Development partners therefore help enhance transport connectivity with the aim of increasing jobs, reducing poverty, stimulating economic growth, fostering regional co-operation, and facilitating countries’ integration in the global value chain. Some development partners have a geographical focus such as the Greater Mekong Sub‑Region or specific considerations such as landlocked developing countries, climate issues or transport safety. In general, the strategies and activities of development partners are aligned to the regional and sub-regional plans for transport connectivity. In addition, there are pooled funding facilities for projects that allow them to ensure coherence and co-ordination among themselves and with partner countries. Bilateral development partners beyond the Development Assistance Committee (DAC) - Brazil and People’s Republic of China—as well as the newly established Asian Infrastructure Investment Bank also play a significant role in this area.
At the same time, there are various issues inherent to transport connectivity projects, which generally have wide geographical coverage that involves multiple countries, many stakeholders and high costs. For example, trade-offs between transport modalities, environmental and social concerns, and geopolitical tensions need to be incorporated into project selection and planning. There are also challenges in co-ordination and harmonisation, i.e. synchronisation of project timing, the free-rider issue, standardisation of both hard and soft aspects, and the capacity of supra-national organisations. Debt sustainability often becomes a concern, given the large size of loans for the projects. In addition, there are broader trade and investment issues that need to be addressed, such as tariff and non-tariff barriers, as well as the productive capacity of developing countries. Moreover, it is also important to bear in mind the potential impact of technological innovation on transport connectivity, such as the development of 3D printing, autonomous cars and drones.

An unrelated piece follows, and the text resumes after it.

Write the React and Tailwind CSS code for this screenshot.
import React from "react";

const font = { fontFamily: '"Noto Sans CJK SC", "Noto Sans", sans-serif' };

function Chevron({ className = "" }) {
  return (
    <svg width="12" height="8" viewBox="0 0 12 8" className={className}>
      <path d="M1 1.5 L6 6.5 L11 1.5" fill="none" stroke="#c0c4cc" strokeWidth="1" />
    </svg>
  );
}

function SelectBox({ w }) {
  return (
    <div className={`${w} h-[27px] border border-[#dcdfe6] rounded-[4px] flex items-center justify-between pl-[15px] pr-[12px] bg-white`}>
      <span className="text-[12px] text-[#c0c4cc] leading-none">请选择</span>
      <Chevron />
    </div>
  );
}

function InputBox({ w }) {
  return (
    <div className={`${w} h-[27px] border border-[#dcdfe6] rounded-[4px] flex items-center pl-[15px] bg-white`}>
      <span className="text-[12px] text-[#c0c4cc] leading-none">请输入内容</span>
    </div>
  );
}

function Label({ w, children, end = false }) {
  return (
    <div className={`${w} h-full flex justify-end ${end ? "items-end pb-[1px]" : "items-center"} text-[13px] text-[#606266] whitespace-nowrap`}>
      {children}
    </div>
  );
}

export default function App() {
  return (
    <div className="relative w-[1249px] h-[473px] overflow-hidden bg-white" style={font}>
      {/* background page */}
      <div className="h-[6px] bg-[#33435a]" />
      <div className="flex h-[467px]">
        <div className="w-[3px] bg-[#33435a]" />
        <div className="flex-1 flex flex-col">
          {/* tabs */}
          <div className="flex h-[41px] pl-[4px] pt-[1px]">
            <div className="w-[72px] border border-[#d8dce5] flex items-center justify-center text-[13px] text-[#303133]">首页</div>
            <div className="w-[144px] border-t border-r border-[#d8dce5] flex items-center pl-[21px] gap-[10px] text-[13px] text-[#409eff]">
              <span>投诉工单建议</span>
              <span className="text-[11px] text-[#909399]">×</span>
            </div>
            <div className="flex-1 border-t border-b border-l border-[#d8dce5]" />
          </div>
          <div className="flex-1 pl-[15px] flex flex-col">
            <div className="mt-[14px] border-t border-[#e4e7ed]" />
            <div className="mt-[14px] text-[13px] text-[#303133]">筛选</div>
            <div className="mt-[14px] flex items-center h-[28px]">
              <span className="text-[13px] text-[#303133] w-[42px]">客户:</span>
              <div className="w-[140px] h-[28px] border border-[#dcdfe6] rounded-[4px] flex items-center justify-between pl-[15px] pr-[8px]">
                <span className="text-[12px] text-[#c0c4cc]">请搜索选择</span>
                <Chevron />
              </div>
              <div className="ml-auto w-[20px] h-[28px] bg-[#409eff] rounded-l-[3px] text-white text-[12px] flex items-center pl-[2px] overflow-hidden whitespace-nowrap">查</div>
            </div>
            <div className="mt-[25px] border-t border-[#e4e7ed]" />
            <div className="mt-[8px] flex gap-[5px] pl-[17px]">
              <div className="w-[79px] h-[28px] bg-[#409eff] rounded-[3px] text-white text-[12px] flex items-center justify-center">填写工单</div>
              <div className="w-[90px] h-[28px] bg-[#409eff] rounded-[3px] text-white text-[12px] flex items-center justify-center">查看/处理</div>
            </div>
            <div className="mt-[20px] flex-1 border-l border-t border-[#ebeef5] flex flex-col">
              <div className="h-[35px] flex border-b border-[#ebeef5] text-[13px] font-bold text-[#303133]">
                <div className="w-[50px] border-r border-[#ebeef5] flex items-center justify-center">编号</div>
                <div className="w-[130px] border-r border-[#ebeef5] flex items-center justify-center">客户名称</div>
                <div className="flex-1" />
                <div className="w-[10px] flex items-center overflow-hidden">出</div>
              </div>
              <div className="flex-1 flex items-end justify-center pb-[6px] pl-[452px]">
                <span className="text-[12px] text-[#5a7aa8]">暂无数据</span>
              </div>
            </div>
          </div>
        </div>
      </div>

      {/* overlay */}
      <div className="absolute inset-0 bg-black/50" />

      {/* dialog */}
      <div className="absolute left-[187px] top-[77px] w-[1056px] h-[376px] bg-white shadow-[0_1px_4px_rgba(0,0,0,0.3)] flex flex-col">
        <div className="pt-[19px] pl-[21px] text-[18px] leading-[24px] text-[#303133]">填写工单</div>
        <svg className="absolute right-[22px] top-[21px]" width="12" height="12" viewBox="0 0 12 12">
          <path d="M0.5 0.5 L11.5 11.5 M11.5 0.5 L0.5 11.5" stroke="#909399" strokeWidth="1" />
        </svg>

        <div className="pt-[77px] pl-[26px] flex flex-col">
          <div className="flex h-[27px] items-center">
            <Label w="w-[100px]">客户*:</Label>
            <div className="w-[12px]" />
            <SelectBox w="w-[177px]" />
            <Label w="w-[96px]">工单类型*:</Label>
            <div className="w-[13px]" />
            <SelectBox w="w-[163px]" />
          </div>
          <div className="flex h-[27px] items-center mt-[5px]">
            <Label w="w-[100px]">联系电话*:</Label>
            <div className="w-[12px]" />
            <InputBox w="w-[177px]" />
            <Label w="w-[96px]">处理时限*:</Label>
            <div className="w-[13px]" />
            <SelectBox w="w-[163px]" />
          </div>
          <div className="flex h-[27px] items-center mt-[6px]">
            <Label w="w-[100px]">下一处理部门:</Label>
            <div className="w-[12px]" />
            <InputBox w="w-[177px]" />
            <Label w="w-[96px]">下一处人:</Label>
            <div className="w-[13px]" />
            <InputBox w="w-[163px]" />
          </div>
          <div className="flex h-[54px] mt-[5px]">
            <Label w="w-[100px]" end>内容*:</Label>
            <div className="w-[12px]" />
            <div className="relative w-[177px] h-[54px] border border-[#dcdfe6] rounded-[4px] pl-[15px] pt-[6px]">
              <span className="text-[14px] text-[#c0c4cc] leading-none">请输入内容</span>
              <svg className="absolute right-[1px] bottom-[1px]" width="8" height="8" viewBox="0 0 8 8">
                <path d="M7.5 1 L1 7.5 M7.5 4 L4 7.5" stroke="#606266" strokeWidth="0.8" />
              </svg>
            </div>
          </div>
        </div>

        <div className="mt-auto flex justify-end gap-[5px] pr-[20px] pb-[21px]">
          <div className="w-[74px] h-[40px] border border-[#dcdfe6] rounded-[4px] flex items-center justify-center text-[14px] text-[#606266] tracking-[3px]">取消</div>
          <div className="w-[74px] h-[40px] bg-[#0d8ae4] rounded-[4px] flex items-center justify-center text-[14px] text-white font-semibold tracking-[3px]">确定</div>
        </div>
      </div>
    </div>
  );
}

While transport connectivity is mostly financed by developing country governments, the 33 bilateral and multilateral development partners that report to the DAC committed on average USD 15 billion of ODF per year to transport connectivity projects in 2014-2015. In comparison, the private sector committed on average USD 52 billion per year. Here, development partners and the private sector appear to have different focus in financing transport connectivity - the former mainly in Asia and Africa or low-income countries (LICs) and lower middle‑income countries (LMICs) while the latter in Latin America and Europe or upper middle‑income countries (UMICs).

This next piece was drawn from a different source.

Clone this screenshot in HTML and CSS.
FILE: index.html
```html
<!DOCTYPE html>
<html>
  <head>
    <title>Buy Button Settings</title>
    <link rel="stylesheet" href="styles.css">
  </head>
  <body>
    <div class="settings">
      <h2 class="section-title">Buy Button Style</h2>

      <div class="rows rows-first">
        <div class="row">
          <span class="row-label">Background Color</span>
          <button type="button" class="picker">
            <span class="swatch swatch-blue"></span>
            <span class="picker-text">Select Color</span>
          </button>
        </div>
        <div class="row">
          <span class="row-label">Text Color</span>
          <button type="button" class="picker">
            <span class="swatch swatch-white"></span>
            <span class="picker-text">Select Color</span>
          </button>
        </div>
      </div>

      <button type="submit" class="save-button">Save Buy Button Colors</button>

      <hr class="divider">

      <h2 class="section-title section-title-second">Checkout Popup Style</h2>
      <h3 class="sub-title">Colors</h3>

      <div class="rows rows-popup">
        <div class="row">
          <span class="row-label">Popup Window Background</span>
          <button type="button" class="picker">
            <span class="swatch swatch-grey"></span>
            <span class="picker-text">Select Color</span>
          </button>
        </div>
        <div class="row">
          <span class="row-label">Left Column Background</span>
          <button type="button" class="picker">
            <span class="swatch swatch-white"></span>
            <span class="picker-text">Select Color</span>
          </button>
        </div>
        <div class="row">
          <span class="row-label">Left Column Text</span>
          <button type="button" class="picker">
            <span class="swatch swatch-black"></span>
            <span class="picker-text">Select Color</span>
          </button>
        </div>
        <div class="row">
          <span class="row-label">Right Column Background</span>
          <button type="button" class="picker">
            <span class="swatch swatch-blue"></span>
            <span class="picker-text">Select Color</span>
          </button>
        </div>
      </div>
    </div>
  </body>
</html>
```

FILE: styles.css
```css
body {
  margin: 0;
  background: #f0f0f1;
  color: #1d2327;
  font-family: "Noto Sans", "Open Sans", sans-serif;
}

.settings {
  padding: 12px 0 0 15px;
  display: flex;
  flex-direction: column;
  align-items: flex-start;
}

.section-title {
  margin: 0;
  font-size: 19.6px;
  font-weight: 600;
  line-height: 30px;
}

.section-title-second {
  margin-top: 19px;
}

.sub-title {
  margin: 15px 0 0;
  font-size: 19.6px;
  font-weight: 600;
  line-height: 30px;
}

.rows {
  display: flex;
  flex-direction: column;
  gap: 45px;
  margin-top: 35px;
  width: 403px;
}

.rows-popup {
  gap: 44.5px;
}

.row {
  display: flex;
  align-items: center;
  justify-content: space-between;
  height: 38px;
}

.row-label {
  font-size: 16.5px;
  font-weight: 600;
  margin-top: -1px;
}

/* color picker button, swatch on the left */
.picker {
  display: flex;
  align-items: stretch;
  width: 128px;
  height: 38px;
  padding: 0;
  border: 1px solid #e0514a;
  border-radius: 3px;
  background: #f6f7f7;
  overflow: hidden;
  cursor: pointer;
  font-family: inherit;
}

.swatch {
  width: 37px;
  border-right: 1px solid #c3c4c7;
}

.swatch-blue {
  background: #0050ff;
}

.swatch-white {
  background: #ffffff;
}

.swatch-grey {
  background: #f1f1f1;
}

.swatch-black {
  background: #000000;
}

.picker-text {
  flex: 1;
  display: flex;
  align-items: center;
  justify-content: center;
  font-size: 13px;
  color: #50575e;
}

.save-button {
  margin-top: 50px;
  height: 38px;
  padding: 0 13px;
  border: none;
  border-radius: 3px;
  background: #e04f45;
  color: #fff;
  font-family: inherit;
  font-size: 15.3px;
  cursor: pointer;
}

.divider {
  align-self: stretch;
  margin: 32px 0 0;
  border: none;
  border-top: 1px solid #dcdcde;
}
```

Yet, there is a significant financing gap. Estimates show that current spending on transport connectivity in developing countries need to be more than doubled in order to meet the SDGs. As ODF accounts for a small share of the total spending, development partners are trying to leverage private investment using ODF interventions. However, the amounts mobilised from the private sector are very small. Furthermore, they are generally in UMICs where the private sector is likely to continue financing transport connectivity even without these interventions.